DATA BLOCK:
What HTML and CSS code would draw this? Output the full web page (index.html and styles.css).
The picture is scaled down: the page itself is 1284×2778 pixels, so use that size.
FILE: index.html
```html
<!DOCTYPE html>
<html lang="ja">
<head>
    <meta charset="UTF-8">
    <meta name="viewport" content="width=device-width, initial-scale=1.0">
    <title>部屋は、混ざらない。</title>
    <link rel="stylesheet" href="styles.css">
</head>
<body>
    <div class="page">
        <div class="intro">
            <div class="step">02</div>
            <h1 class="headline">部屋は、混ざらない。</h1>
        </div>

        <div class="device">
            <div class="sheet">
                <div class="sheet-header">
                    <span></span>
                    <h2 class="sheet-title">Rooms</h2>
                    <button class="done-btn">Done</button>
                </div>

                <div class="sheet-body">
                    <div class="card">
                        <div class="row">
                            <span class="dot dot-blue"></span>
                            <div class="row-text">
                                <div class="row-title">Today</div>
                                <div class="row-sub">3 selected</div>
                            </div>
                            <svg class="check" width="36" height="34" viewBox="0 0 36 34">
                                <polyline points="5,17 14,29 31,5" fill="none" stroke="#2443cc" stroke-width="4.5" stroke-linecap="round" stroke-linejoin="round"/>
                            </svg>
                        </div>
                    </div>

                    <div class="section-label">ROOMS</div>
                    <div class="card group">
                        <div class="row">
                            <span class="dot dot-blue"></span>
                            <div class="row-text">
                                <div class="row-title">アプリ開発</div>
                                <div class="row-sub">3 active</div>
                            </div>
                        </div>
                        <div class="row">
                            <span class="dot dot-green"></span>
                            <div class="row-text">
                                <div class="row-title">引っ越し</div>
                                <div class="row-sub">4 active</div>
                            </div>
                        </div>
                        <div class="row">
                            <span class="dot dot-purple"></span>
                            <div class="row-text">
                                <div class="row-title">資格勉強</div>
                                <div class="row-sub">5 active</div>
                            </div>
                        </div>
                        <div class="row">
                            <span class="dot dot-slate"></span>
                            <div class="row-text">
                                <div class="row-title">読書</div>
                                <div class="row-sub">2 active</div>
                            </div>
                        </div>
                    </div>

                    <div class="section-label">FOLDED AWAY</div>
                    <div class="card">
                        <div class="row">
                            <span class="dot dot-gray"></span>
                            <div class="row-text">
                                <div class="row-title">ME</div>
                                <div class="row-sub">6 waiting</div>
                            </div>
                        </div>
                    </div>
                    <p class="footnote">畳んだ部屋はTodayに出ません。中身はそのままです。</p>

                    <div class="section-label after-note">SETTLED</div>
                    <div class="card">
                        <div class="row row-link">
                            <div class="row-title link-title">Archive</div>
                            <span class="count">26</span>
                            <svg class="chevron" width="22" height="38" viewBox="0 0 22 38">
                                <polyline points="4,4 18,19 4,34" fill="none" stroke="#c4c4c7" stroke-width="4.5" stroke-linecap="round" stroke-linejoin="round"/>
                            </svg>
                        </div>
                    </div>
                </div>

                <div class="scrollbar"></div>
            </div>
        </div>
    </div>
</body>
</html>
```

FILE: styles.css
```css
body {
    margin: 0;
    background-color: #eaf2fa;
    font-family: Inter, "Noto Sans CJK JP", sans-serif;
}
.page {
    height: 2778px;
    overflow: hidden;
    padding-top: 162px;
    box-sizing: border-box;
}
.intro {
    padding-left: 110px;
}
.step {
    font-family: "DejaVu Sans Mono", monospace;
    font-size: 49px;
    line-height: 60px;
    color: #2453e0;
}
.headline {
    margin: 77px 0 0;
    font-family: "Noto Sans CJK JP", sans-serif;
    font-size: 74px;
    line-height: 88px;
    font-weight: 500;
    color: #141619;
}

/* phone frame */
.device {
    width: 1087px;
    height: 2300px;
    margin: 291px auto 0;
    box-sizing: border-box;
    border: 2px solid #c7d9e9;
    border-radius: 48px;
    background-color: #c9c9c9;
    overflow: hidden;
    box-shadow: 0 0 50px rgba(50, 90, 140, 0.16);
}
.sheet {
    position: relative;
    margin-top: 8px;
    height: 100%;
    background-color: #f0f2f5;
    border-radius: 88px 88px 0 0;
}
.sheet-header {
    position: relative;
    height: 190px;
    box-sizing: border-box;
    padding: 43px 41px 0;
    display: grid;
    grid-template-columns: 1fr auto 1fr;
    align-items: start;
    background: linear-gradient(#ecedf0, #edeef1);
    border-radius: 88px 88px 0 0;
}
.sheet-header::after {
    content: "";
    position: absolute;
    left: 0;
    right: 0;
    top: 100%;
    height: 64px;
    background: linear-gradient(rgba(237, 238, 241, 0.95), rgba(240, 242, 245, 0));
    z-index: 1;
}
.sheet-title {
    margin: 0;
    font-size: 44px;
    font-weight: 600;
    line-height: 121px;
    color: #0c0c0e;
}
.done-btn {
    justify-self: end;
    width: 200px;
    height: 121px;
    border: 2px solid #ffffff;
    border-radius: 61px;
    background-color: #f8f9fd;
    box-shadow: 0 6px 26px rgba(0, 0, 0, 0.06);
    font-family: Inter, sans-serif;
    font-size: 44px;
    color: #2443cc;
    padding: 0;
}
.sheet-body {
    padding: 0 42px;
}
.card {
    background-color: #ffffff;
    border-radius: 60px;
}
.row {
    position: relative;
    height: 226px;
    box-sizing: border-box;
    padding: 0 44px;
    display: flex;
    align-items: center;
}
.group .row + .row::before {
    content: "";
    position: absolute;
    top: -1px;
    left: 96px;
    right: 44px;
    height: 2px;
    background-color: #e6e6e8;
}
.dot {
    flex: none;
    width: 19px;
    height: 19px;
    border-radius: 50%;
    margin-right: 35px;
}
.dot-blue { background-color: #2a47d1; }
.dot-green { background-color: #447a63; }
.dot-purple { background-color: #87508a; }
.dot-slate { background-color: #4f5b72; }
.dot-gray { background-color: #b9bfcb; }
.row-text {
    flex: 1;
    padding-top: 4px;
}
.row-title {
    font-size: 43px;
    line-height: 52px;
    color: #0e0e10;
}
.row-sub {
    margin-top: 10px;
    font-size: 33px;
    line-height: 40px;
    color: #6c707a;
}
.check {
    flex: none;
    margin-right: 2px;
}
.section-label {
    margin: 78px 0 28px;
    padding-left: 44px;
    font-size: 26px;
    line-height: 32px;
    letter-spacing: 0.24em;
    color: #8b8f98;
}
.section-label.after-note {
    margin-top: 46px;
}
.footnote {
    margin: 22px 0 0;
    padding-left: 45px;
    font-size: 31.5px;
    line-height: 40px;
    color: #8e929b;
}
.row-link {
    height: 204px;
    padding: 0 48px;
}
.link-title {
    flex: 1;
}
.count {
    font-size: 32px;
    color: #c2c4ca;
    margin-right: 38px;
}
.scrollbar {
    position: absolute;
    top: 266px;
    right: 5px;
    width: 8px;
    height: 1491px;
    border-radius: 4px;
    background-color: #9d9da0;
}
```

GIVEN TASK:
Write the data out again in full and exactly.

RESULT FOR THIS EXERCISE:
What HTML and CSS code would draw this? Output the full web page (index.html and styles.css).
The picture is scaled down: the page itself is 1284×2778 pixels, so use that size.
FILE: index.html
```html
<!DOCTYPE html>
<html lang="ja">
<head>
    <meta charset="UTF-8">
    <meta name="viewport" content="width=device-width, initial-scale=1.0">
    <title>部屋は、混ざらない。</title>
    <link rel="stylesheet" href="styles.css">
</head>
<body>
    <div class="page">
        <div class="intro">
            <div class="step">02</div>
            <h1 class="headline">部屋は、混ざらない。</h1>
        </div>

        <div class="device">
            <div class="sheet">
                <div class="sheet-header">
                    <span></span>
                    <h2 class="sheet-title">Rooms</h2>
                    <button class="done-btn">Done</button>
                </div>

                <div class="sheet-body">
                    <div class="card">
                        <div class="row">
                            <span class="dot dot-blue"></span>
                            <div class="row-text">
                                <div class="row-title">Today</div>
                                <div class="row-sub">3 selected</div>
                            </div>
                            <svg class="check" width="36" height="34" viewBox="0 0 36 34">
                                <polyline points="5,17 14,29 31,5" fill="none" stroke="#2443cc" stroke-width="4.5" stroke-linecap="round" stroke-linejoin="round"/>
                            </svg>
                        </div>
                    </div>

                    <div class="section-label">ROOMS</div>
                    <div class="card group">
                        <div class="row">
                            <span class="dot dot-blue"></span>
                            <div class="row-text">
                                <div class="row-title">アプリ開発</div>
                                <div class="row-sub">3 active</div>
                            </div>
                        </div>
                        <div class="row">
                            <span class="dot dot-green"></span>
                            <div class="row-text">
                                <div class="row-title">引っ越し</div>
                                <div class="row-sub">4 active</div>
                            </div>
                        </div>
                        <div class="row">
                            <span class="dot dot-purple"></span>
                            <div class="row-text">
                                <div class="row-title">資格勉強</div>
                                <div class="row-sub">5 active</div>
                            </div>
                        </div>
                        <div class="row">
                            <span class="dot dot-slate"></span>
                            <div class="row-text">
                                <div class="row-title">読書</div>
                                <div class="row-sub">2 active</div>
                            </div>
                        </div>
                    </div>

                    <div class="section-label">FOLDED AWAY</div>
                    <div class="card">
                        <div class="row">
                            <span class="dot dot-gray"></span>
                            <div class="row-text">
                                <div class="row-title">ME</div>
                                <div class="row-sub">6 waiting</div>
                            </div>
                        </div>
                    </div>
                    <p class="footnote">畳んだ部屋はTodayに出ません。中身はそのままです。</p>

                    <div class="section-label after-note">SETTLED</div>
                    <div class="card">
                        <div class="row row-link">
                            <div class="row-title link-title">Archive</div>
                            <span class="count">26</span>
                            <svg class="chevron" width="22" height="38" viewBox="0 0 22 38">
                                <polyline points="4,4 18,19 4,34" fill="none" stroke="#c4c4c7" stroke-width="4.5" stroke-linecap="round" stroke-linejoin="round"/>
                            </svg>
                        </div>
                    </div>
                </div>

                <div class="scrollbar"></div>
            </div>
        </div>
    </div>
</body>
</html>
```

FILE: styles.css
```css
body {
    margin: 0;
    background-color: #eaf2fa;
    font-family: Inter, "Noto Sans CJK JP", sans-serif;
}
.page {
    height: 2778px;
    overflow: hidden;
    padding-top: 162px;
    box-sizing: border-box;
}
.intro {
    padding-left: 110px;
}
.step {
    font-family: "DejaVu Sans Mono", monospace;
    font-size: 49px;
    line-height: 60px;
    color: #2453e0;
}
.headline {
    margin: 77px 0 0;
    font-family: "Noto Sans CJK JP", sans-serif;
    font-size: 74px;
    line-height: 88px;
    font-weight: 500;
    color: #141619;
}

/* phone frame */
.device {
    width: 1087px;
    height: 2300px;
    margin: 291px auto 0;
    box-sizing: border-box;
    border: 2px solid #c7d9e9;
    border-radius: 48px;
    background-color: #c9c9c9;
    overflow: hidden;
    box-shadow: 0 0 50px rgba(50, 90, 140, 0.16);
}
.sheet {
    position: relative;
    margin-top: 8px;
    height: 100%;
    background-color: #f0f2f5;
    border-radius: 88px 88px 0 0;
}
.sheet-header {
    position: relative;
    height: 190px;
    box-sizing: border-box;
    padding: 43px 41px 0;
    display: grid;
    grid-template-columns: 1fr auto 1fr;
    align-items: start;
    background: linear-gradient(#ecedf0, #edeef1);
    border-radius: 88px 88px 0 0;
}
.sheet-header::after {
    content: "";
    position: absolute;
    left: 0;
    right: 0;
    top: 100%;
    height: 64px;
    background: linear-gradient(rgba(237, 238, 241, 0.95), rgba(240, 242, 245, 0));
    z-index: 1;
}
.sheet-title {
    margin: 0;
    font-size: 44px;
    font-weight: 600;
    line-height: 121px;
    color: #0c0c0e;
}
.done-btn {
    justify-self: end;
    width: 200px;
    height: 121px;
    border: 2px solid #ffffff;
    border-radius: 61px;
    background-color: #f8f9fd;
    box-shadow: 0 6px 26px rgba(0, 0, 0, 0.06);
    font-family: Inter, sans-serif;
    font-size: 44px;
    color: #2443cc;
    padding: 0;
}
.sheet-body {
    padding: 0 42px;
}
.card {
    background-color: #ffffff;
    border-radius: 60px;
}
.row {
    position: relative;
    height: 226px;
    box-sizing: border-box;
    padding: 0 44px;
    display: flex;
    align-items: center;
}
.group .row + .row::before {
    content: "";
    position: absolute;
    top: -1px;
    left: 96px;
    right: 44px;
    height: 2px;
    background-color: #e6e6e8;
}
.dot {
    flex: none;
    width: 19px;
    height: 19px;
    border-radius: 50%;
    margin-right: 35px;
}
.dot-blue { background-color: #2a47d1; }
.dot-green { background-color: #447a63; }
.dot-purple { background-color: #87508a; }
.dot-slate { background-color: #4f5b72; }
.dot-gray { background-color: #b9bfcb; }
.row-text {
    flex: 1;
    padding-top: 4px;
}
.row-title {
    font-size: 43px;
    line-height: 52px;
    color: #0e0e10;
}
.row-sub {
    margin-top: 10px;
    font-size: 33px;
    line-height: 40px;
    color: #6c707a;
}
.check {
    flex: none;
    margin-right: 2px;
}
.section-label {
    margin: 78px 0 28px;
    padding-left: 44px;
    font-size: 26px;
    line-height: 32px;
    letter-spacing: 0.24em;
    color: #8b8f98;
}
.section-label.after-note {
    margin-top: 46px;
}
.footnote {
    margin: 22px 0 0;
    padding-left: 45px;
    font-size: 31.5px;
    line-height: 40px;
    color: #8e929b;
}
.row-link {
    height: 204px;
    padding: 0 48px;
}
.link-title {
    flex: 1;
}
.count {
    font-size: 32px;
    color: #c2c4ca;
    margin-right: 38px;
}
.scrollbar {
    position: absolute;
    top: 266px;
    right: 5px;
    width: 8px;
    height: 1491px;
    border-radius: 4px;
    background-color: #9d9da0;
}
```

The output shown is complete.